(Data listing)
►

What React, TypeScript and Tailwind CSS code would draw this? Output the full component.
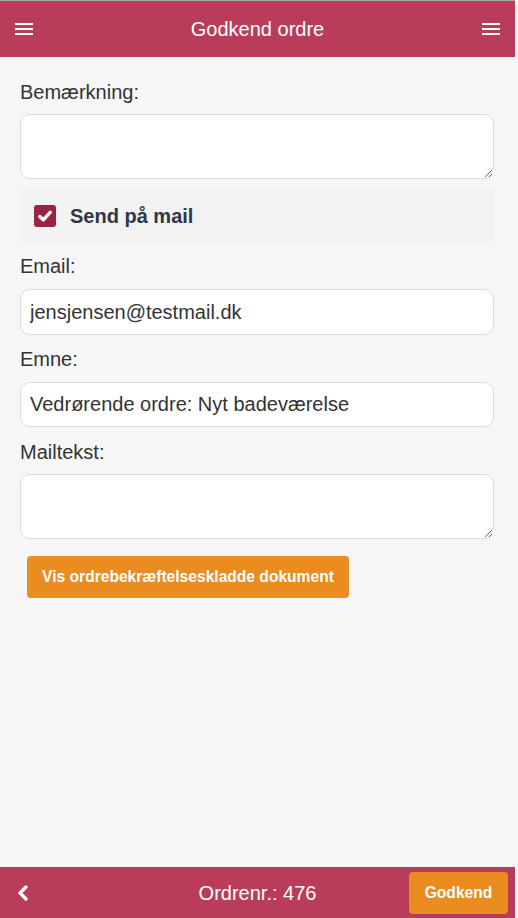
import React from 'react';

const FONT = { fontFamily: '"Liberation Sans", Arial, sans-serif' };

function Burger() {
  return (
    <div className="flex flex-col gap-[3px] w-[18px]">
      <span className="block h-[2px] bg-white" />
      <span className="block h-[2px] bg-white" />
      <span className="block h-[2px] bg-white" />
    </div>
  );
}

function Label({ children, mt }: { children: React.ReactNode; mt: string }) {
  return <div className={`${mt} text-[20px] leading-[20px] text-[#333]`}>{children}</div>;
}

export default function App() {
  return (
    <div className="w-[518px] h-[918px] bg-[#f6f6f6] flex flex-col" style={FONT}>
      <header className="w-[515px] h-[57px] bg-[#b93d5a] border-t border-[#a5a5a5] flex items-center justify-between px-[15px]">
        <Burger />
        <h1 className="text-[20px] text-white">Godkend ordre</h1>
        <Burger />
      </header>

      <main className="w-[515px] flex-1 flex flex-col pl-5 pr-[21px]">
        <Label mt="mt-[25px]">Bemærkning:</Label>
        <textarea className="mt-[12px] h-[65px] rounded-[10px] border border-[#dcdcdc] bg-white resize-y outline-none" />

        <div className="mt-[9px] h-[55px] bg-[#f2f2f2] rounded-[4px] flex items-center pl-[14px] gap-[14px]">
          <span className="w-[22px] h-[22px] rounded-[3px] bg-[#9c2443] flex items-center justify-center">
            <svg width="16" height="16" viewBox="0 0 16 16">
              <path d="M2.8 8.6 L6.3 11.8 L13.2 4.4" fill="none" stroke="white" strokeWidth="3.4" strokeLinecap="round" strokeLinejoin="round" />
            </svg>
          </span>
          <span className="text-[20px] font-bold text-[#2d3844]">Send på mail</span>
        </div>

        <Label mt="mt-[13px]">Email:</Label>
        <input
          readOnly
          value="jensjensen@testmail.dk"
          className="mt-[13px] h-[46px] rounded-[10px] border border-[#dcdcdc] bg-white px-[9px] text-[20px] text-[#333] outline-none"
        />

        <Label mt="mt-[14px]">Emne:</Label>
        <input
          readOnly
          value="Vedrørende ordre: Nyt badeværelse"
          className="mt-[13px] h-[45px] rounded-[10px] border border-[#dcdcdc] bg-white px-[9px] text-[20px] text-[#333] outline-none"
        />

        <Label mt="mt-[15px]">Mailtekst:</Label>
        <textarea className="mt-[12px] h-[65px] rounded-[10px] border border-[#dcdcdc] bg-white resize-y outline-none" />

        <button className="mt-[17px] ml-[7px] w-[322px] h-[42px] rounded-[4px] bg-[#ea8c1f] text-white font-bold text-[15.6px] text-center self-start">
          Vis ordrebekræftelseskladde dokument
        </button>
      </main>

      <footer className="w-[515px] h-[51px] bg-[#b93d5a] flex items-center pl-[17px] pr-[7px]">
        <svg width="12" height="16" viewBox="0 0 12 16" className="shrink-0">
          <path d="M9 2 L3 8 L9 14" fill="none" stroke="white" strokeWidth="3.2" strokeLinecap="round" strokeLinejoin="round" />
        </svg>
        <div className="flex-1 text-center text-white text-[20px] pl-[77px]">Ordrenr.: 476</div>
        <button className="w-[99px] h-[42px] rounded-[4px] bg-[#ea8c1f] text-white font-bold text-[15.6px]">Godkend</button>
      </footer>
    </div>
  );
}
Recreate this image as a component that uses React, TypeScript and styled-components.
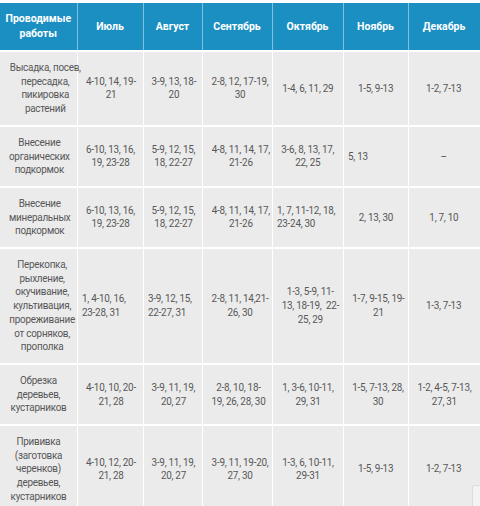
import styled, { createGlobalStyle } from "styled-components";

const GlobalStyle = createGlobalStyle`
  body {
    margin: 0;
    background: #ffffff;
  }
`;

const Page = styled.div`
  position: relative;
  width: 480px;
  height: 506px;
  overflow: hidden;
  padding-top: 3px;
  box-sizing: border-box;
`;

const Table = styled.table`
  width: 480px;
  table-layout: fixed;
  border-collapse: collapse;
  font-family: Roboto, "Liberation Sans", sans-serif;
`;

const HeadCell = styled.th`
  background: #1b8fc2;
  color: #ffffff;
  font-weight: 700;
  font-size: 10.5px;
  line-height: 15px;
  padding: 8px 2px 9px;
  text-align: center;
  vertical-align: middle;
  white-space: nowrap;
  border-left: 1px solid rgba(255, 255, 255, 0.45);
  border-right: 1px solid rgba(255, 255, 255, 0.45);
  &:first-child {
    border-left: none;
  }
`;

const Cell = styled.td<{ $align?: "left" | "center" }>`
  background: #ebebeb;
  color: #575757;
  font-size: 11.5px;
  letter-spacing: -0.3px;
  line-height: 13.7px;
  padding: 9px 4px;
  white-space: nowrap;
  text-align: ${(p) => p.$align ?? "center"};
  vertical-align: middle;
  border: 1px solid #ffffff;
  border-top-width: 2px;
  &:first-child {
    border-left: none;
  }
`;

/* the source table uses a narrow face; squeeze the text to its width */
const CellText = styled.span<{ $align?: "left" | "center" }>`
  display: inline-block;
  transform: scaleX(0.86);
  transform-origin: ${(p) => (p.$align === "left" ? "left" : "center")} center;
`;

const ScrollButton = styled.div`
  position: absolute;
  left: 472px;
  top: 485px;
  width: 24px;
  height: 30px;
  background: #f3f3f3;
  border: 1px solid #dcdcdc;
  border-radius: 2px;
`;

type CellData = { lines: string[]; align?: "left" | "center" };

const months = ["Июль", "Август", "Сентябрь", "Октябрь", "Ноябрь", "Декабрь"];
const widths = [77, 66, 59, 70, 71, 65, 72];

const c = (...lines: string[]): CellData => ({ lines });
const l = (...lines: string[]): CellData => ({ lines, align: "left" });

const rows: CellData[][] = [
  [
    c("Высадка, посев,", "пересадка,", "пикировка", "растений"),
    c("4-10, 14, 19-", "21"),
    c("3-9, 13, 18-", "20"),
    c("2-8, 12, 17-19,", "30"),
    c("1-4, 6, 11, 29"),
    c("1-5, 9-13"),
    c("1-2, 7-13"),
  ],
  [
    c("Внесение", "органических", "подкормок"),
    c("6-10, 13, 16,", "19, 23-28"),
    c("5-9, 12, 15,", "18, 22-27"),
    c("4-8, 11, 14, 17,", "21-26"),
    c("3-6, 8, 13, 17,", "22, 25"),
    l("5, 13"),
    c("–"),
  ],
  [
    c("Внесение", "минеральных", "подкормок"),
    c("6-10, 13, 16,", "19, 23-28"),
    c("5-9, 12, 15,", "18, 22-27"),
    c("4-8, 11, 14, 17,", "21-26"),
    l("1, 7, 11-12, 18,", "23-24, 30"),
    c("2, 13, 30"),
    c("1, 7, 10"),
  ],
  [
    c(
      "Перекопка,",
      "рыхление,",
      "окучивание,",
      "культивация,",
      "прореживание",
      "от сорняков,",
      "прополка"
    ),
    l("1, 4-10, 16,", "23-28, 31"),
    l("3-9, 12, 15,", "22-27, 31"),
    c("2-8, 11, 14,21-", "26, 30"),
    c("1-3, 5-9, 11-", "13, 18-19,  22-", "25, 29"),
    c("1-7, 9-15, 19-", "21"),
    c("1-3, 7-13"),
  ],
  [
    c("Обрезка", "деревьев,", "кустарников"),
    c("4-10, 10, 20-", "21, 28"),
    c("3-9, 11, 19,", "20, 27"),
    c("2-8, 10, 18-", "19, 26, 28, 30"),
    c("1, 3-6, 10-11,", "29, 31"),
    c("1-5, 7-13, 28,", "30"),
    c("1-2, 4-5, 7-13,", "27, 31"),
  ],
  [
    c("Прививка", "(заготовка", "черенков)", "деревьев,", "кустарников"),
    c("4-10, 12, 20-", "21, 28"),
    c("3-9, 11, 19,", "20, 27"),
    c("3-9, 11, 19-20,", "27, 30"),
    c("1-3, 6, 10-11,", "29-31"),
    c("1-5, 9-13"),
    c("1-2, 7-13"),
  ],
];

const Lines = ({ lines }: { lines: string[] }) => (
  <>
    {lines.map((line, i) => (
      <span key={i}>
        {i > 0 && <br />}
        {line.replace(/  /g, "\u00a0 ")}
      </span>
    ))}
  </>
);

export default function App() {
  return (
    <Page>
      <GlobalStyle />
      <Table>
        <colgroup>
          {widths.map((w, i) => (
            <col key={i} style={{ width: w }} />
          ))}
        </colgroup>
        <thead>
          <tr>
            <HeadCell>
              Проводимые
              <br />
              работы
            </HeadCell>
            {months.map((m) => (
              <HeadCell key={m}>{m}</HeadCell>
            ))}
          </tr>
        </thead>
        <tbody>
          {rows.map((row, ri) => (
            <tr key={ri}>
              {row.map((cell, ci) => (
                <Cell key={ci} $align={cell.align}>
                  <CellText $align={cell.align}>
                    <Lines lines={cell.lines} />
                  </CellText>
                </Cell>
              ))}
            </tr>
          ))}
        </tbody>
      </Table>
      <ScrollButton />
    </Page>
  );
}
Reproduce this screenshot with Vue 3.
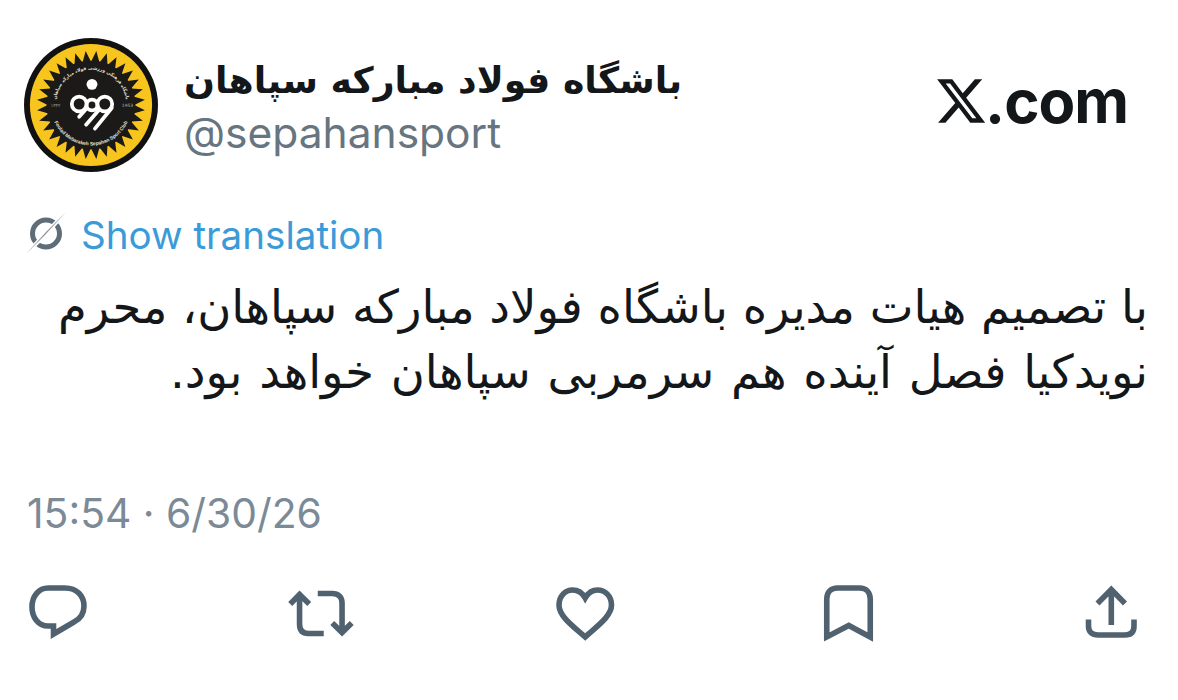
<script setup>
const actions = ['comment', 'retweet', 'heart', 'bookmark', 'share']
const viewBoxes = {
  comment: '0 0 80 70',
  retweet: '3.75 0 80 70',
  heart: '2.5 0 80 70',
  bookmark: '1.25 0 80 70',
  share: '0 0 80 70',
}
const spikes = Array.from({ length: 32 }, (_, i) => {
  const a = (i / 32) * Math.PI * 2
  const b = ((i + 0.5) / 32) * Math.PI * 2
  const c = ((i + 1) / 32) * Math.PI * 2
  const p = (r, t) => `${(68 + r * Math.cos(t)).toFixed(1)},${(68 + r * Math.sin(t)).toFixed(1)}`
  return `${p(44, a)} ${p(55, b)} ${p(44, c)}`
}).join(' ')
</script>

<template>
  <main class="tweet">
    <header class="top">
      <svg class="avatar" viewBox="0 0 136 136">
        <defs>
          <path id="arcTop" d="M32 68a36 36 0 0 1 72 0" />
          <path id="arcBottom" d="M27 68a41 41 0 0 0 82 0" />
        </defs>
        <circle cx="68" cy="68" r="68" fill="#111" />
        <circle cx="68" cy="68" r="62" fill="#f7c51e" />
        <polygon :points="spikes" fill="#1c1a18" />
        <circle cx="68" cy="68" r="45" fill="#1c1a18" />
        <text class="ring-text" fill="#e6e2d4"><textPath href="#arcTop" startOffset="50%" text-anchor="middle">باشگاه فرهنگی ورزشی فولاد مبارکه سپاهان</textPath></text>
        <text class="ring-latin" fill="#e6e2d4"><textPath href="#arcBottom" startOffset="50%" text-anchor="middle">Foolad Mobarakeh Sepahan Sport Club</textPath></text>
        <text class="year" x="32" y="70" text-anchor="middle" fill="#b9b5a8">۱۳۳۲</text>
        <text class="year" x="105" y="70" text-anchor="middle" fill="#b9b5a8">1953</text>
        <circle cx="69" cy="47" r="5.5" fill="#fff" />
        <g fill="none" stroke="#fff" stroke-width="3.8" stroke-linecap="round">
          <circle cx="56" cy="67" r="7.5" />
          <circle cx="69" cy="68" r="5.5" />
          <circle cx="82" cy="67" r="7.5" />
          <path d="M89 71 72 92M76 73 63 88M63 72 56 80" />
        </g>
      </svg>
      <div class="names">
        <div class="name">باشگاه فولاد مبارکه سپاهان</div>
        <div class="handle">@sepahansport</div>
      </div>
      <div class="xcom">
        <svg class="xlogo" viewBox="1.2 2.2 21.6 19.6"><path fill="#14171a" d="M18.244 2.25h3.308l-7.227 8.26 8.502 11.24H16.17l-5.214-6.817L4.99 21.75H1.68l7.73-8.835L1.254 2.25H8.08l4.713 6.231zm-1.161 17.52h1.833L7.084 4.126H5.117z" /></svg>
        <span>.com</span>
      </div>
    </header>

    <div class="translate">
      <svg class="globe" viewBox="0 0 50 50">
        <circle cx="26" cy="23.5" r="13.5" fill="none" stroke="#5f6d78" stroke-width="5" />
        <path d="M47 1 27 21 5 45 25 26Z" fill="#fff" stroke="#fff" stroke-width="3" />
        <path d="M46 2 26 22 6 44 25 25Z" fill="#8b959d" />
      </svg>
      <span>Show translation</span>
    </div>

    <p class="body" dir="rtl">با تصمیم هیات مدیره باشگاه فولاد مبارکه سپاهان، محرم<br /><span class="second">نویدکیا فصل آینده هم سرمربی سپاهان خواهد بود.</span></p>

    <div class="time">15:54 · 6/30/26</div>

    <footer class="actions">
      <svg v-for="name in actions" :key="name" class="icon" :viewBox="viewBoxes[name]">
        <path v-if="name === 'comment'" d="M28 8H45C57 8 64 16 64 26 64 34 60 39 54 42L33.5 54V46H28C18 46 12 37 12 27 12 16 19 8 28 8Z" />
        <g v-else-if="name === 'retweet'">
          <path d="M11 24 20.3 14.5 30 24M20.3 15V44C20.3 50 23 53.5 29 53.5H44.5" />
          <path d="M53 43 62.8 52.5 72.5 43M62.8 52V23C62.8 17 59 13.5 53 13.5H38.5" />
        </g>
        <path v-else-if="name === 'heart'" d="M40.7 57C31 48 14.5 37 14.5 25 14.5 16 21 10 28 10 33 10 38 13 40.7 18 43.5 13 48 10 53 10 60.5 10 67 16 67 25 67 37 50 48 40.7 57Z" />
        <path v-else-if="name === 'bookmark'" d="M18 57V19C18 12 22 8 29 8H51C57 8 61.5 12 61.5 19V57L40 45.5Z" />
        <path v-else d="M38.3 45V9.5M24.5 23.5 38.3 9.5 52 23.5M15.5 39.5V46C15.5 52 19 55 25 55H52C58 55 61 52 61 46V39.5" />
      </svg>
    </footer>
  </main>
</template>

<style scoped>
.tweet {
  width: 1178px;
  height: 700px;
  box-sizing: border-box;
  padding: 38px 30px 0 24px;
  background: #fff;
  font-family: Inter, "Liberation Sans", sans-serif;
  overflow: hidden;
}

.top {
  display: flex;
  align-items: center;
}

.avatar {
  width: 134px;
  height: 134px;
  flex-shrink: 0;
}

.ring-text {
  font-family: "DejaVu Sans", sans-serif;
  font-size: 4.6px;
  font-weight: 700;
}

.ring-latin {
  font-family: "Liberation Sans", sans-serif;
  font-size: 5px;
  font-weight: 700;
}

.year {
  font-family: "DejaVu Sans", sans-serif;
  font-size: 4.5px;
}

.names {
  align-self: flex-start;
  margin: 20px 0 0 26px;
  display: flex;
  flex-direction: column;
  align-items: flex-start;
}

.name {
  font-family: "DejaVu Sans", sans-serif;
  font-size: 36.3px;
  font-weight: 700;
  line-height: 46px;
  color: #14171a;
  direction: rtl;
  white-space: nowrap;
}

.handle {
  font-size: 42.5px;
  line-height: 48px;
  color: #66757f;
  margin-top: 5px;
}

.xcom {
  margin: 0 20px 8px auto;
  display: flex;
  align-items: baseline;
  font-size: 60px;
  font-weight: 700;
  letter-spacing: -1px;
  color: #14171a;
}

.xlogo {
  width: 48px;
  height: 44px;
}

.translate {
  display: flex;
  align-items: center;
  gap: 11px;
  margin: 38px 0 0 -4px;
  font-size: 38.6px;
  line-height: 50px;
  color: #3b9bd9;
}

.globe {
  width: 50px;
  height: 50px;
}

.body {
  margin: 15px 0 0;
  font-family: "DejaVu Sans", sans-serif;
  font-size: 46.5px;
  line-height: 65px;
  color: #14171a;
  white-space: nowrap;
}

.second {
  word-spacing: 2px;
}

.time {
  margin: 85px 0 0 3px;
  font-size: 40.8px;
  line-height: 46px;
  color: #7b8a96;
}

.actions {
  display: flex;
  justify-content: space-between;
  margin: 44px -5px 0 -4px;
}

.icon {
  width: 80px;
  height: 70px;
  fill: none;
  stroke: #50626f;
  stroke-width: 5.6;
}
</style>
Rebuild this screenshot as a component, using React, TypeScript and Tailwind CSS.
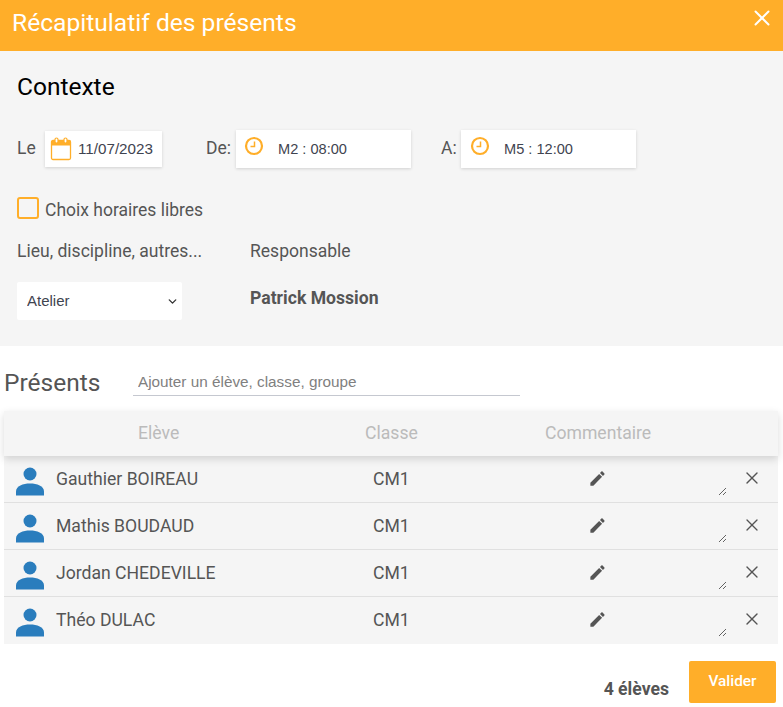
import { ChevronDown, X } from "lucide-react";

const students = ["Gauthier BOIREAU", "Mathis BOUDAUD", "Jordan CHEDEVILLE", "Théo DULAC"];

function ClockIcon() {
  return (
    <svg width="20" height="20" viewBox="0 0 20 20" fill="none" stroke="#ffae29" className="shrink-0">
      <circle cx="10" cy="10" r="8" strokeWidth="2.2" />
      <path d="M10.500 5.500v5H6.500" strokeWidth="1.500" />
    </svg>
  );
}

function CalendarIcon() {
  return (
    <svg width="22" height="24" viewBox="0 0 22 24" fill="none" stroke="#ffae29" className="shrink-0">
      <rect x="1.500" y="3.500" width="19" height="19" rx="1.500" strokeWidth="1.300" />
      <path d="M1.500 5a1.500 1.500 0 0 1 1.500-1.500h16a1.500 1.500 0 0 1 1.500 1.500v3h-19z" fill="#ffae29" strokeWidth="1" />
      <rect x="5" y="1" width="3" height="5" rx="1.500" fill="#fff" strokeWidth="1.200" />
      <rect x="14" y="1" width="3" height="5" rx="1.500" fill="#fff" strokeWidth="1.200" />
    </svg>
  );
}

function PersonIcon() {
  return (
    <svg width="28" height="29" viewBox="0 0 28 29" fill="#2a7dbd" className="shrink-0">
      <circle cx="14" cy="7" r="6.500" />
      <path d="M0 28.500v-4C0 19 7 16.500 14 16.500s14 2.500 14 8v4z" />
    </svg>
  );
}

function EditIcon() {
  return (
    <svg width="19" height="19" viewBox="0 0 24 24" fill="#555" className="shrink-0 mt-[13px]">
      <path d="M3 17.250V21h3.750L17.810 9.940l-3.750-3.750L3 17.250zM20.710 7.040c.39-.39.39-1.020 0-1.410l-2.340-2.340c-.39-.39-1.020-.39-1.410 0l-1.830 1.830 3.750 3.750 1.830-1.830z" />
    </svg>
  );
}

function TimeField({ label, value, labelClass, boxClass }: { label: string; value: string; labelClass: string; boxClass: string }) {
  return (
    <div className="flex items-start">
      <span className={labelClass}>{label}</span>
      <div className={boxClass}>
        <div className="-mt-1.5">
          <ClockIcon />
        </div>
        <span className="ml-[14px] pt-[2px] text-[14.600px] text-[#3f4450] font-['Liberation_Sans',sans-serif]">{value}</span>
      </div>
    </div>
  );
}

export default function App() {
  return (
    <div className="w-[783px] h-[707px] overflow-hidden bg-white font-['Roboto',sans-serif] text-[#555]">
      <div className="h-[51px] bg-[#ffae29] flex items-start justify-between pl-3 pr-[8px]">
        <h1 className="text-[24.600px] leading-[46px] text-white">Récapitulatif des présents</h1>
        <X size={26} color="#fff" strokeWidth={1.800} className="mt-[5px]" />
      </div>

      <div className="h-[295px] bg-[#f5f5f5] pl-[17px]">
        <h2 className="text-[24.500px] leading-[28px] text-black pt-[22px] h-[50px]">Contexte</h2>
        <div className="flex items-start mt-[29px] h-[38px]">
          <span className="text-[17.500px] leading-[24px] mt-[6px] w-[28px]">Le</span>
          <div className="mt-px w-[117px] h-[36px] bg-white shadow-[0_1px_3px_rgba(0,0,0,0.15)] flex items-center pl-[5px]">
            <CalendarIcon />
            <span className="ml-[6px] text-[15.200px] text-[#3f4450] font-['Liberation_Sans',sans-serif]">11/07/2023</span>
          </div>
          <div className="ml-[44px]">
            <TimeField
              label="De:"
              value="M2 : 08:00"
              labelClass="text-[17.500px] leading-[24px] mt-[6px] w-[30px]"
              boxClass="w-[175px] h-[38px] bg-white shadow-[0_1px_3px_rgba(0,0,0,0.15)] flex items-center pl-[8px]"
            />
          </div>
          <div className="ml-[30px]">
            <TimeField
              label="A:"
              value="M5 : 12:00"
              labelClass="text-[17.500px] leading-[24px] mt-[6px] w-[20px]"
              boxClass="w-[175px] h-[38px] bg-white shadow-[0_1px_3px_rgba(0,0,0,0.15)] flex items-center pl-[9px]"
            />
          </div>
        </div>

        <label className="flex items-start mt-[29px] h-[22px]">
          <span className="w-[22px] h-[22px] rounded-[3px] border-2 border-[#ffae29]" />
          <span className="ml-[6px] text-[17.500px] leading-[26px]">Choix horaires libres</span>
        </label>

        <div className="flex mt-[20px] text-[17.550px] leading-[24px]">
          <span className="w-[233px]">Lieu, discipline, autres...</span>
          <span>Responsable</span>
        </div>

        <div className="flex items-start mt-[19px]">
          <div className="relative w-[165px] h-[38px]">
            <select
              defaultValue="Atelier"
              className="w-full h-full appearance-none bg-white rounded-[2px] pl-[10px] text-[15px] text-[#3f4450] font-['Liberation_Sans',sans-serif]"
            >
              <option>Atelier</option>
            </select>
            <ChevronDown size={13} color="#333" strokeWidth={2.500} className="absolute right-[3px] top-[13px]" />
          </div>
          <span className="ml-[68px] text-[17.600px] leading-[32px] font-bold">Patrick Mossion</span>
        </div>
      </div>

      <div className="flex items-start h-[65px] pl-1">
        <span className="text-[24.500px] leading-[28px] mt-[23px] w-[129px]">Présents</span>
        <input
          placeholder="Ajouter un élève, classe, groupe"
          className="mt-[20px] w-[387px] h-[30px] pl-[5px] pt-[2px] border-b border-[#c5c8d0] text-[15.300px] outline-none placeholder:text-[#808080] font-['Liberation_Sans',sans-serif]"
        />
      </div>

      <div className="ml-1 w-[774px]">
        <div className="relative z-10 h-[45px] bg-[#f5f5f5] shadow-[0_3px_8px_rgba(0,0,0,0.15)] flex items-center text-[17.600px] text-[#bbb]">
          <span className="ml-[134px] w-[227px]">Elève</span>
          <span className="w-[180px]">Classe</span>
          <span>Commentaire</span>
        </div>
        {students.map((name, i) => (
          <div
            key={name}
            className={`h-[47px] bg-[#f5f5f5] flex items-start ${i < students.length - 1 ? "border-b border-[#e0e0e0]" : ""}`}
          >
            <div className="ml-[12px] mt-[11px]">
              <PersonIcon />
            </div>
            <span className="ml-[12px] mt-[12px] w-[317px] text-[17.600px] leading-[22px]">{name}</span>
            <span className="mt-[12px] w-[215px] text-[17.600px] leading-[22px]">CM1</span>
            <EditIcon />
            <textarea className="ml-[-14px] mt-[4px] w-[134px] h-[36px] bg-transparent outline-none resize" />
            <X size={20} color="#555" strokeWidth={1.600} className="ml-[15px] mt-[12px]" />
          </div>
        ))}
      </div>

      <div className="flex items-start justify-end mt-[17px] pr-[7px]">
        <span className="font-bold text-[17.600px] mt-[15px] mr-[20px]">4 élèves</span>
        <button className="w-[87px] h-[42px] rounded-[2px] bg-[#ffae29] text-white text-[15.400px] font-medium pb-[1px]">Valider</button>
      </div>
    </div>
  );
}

◄

Directions :: Each line that holds the string "Tailwind" counts once; give the total and nothing else.

Expected answer :: 2